Challenge →
Report the number of lines where the string "React" occurs, and write nothing else.

Recorded data →
------------------------------

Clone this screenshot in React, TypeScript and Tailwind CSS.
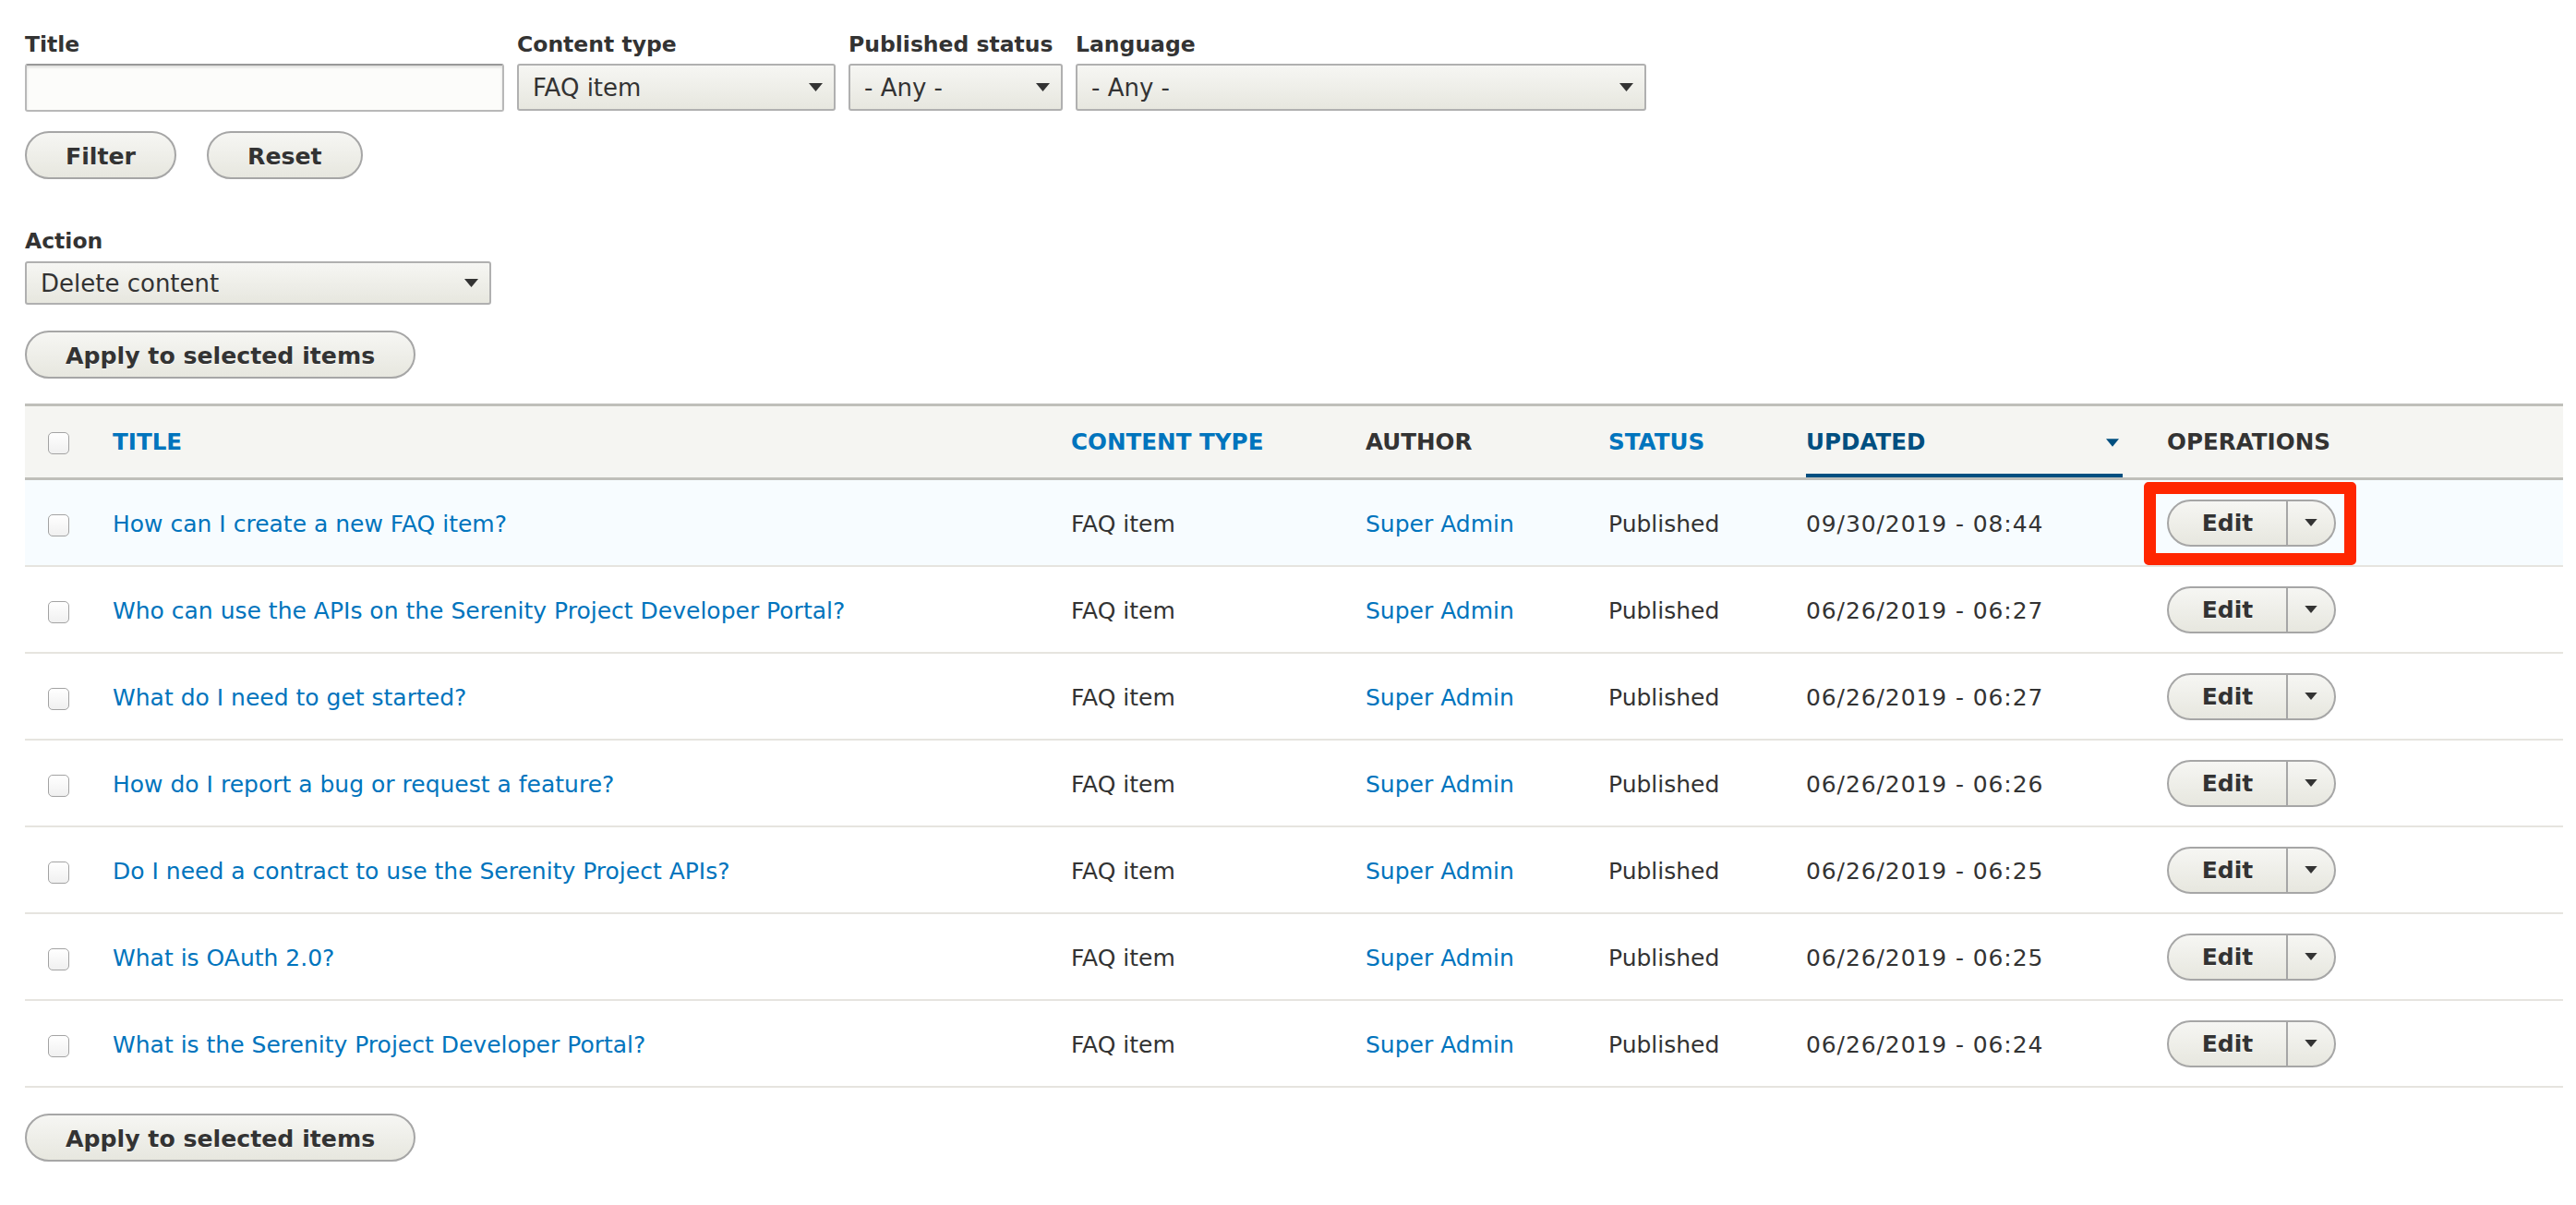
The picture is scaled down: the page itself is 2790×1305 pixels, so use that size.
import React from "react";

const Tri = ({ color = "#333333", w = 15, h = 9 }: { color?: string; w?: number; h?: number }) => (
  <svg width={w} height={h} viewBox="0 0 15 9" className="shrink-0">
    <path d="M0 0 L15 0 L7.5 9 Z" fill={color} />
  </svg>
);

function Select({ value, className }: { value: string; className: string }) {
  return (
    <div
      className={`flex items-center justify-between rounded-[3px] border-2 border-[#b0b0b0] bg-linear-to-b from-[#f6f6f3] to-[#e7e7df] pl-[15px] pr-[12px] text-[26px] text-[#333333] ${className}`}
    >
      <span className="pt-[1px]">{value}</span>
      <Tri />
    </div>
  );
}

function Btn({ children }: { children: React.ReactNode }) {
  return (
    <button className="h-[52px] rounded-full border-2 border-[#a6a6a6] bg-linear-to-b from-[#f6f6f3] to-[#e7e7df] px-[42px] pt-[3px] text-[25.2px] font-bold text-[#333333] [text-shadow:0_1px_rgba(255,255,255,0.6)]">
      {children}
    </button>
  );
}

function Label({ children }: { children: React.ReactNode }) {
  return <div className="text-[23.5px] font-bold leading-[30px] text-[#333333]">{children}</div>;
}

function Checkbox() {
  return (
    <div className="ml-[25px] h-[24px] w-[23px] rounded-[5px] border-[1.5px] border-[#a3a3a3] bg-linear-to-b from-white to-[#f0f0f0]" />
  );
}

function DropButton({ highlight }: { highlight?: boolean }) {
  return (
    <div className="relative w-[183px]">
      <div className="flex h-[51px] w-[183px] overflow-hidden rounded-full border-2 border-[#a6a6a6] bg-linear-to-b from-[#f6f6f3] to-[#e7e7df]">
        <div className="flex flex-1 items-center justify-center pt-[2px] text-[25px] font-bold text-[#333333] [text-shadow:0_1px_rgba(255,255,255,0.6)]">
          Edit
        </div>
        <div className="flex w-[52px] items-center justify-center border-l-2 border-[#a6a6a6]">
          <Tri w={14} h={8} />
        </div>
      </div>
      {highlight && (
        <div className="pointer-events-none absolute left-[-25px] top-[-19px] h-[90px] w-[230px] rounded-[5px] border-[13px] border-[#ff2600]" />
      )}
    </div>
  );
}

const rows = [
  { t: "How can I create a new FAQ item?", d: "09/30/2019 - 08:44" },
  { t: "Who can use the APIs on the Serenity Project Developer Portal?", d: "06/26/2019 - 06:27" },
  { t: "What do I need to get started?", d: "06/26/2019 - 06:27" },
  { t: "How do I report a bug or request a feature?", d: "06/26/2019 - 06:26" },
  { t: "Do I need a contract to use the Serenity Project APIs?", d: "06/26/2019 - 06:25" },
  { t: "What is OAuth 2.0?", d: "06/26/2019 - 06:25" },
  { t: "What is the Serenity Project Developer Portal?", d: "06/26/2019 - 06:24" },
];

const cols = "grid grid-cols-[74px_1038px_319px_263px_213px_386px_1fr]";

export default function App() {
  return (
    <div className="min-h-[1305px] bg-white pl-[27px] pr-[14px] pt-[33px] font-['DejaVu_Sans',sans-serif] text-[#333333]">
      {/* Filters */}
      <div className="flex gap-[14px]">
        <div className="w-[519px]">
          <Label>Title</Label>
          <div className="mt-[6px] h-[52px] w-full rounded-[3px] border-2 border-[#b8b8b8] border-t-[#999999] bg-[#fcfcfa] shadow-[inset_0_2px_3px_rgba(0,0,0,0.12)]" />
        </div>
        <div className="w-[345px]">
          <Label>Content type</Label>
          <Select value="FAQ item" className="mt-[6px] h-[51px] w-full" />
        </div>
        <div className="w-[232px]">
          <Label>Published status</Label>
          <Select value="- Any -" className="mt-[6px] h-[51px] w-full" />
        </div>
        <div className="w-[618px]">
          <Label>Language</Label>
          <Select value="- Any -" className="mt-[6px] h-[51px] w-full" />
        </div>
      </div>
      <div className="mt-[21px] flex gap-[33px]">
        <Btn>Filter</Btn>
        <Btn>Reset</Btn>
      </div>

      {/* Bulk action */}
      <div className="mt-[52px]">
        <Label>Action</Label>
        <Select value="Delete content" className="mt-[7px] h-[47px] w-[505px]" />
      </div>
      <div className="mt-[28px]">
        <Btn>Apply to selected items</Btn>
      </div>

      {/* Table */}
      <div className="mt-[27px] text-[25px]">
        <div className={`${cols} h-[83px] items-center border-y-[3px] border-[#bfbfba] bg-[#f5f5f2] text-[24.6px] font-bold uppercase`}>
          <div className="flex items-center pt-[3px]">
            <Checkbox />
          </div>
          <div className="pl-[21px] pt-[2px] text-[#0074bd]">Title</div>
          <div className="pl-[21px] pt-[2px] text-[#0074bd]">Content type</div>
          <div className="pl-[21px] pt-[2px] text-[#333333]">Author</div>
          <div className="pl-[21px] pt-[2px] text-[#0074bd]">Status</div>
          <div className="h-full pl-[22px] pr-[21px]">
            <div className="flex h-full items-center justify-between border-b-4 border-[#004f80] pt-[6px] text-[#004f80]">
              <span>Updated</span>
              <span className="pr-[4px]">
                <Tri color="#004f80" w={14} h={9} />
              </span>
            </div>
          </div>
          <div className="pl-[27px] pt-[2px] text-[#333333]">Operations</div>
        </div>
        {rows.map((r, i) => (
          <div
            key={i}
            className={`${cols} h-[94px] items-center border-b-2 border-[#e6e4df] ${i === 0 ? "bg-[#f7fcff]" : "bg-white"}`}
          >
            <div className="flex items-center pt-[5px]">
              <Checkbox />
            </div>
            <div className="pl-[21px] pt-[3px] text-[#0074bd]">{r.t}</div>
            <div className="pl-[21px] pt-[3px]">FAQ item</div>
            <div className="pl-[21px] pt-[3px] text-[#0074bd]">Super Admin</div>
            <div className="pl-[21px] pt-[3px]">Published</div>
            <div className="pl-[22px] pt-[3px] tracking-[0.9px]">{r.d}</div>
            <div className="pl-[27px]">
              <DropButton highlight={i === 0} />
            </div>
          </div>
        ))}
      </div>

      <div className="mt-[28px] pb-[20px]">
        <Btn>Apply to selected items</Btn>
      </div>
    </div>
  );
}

------------------------------

Solution for this task →
4